## Exercise details
The lines from the top of the material through the line with "type Line = [text: string, tracking?: string];" are to be set down exactly. Leave the pictures out.

## Supplied data
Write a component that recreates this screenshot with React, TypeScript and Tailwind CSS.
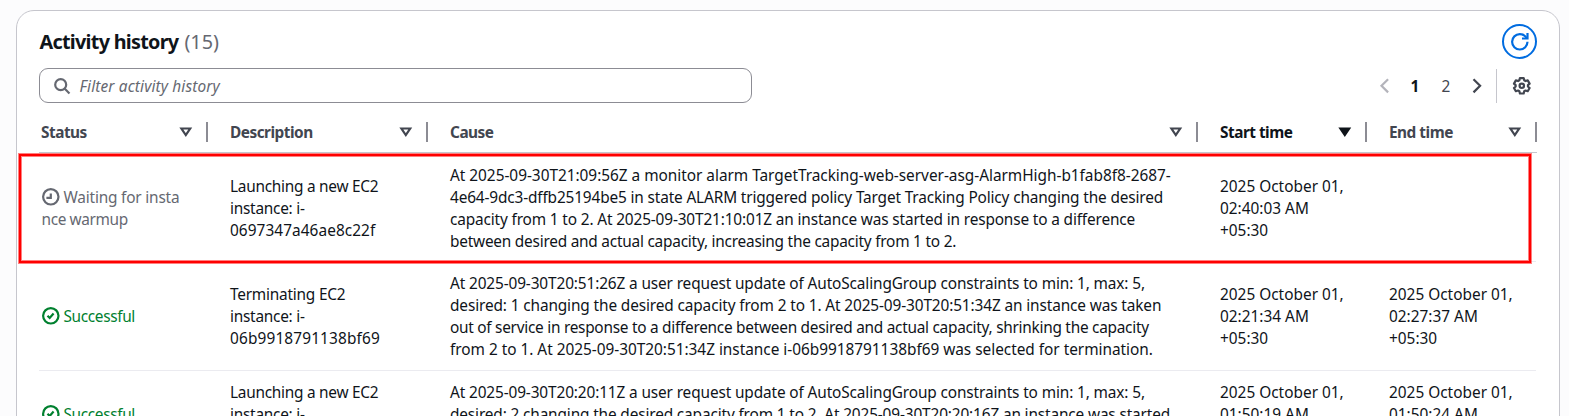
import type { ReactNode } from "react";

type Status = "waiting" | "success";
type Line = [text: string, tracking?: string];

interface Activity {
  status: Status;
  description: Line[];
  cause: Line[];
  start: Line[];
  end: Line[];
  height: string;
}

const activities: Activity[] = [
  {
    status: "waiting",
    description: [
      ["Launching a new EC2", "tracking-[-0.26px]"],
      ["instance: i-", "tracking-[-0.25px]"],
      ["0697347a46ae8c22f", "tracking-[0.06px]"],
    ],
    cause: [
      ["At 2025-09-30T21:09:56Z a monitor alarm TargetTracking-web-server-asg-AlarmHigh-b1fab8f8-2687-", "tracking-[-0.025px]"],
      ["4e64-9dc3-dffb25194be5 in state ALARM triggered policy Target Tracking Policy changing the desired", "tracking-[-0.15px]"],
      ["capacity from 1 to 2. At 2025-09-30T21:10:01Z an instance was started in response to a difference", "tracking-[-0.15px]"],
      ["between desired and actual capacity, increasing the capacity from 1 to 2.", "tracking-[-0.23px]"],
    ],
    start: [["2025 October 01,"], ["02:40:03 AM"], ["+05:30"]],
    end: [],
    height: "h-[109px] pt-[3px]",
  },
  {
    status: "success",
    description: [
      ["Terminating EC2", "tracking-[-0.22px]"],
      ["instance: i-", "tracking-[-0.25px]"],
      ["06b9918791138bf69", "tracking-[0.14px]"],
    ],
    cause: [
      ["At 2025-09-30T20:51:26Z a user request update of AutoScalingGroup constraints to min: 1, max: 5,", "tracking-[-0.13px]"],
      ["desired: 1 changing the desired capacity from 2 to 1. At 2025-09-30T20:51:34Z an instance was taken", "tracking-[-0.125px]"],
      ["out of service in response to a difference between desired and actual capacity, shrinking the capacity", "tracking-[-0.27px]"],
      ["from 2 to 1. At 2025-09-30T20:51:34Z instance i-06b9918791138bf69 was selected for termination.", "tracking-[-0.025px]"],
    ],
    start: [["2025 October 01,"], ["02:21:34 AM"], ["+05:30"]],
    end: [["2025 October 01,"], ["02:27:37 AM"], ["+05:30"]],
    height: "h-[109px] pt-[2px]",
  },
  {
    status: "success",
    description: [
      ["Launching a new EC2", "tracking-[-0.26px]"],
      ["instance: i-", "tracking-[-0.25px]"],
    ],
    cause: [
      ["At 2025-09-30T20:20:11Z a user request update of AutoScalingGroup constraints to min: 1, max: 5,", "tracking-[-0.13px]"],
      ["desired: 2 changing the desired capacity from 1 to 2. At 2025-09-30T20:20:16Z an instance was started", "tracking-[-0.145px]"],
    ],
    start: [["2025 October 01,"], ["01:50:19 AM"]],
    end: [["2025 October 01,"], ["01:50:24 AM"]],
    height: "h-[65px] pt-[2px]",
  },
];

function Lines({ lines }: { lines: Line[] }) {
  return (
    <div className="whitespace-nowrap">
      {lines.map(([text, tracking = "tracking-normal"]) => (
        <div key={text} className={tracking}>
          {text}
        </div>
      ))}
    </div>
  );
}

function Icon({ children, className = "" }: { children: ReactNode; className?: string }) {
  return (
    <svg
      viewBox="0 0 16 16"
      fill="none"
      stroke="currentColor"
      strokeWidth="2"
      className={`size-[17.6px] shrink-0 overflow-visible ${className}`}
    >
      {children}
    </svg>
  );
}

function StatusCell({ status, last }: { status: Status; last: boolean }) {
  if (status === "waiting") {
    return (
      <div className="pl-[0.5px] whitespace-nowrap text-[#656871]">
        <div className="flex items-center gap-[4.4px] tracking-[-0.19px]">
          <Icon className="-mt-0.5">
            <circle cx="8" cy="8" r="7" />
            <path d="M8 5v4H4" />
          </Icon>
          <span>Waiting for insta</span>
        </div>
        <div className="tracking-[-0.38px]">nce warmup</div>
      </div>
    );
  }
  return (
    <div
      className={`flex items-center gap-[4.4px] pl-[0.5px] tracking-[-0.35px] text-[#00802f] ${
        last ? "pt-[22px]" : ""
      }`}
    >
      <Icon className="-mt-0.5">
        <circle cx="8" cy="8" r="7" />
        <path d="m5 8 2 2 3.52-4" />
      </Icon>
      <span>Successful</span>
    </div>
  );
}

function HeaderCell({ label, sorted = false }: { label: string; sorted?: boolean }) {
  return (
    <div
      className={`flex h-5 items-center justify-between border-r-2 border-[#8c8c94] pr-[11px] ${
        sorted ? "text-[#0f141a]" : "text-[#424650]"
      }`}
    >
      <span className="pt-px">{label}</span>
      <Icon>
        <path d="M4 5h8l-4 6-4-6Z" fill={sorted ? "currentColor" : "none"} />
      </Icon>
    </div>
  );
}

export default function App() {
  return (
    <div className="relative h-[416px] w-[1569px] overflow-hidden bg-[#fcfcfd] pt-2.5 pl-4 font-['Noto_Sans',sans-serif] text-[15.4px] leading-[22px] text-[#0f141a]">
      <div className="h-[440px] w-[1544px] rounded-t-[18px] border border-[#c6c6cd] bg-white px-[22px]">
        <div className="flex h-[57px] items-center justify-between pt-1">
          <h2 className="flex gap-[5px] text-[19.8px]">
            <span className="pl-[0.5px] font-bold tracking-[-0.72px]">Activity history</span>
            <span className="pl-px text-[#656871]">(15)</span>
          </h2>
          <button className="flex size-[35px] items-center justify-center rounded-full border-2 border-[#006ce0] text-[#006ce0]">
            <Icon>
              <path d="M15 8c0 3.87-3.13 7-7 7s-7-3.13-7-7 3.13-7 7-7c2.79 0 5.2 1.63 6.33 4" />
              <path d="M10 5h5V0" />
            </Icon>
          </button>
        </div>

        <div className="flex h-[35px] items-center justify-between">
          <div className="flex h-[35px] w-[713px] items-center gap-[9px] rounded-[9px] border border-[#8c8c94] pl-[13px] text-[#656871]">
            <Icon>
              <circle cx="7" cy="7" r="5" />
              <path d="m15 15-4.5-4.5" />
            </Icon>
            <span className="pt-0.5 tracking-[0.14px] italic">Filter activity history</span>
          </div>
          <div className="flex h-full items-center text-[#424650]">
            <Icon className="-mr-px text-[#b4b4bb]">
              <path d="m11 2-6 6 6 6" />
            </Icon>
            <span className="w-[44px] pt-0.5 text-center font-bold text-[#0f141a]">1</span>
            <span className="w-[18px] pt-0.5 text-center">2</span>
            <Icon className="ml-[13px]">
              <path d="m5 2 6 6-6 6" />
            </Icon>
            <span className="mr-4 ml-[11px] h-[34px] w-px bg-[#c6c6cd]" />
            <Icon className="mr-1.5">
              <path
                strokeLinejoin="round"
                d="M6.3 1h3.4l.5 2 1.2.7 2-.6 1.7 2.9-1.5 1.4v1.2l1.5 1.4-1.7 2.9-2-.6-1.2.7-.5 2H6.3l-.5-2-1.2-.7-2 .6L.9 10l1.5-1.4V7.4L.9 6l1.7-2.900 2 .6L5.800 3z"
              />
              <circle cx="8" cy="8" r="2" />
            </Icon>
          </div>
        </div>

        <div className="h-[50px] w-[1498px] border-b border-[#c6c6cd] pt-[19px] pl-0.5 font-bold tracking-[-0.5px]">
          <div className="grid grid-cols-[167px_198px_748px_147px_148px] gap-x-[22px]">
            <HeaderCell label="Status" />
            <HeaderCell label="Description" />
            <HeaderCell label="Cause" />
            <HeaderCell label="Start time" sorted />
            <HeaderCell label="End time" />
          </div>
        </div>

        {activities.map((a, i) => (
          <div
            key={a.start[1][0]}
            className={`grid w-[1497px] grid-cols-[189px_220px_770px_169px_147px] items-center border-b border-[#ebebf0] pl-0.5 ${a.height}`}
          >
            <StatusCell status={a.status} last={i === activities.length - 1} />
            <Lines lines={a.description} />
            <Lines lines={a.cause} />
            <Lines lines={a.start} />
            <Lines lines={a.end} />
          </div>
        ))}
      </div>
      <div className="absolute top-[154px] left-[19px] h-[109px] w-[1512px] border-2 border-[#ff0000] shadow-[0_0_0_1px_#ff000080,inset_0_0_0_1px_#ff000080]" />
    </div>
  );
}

## Solution to the exercise
Write a component that recreates this screenshot with React, TypeScript and Tailwind CSS.
import type { ReactNode } from "react";

type Status = "waiting" | "success";
type Line = [text: string, tracking?: string];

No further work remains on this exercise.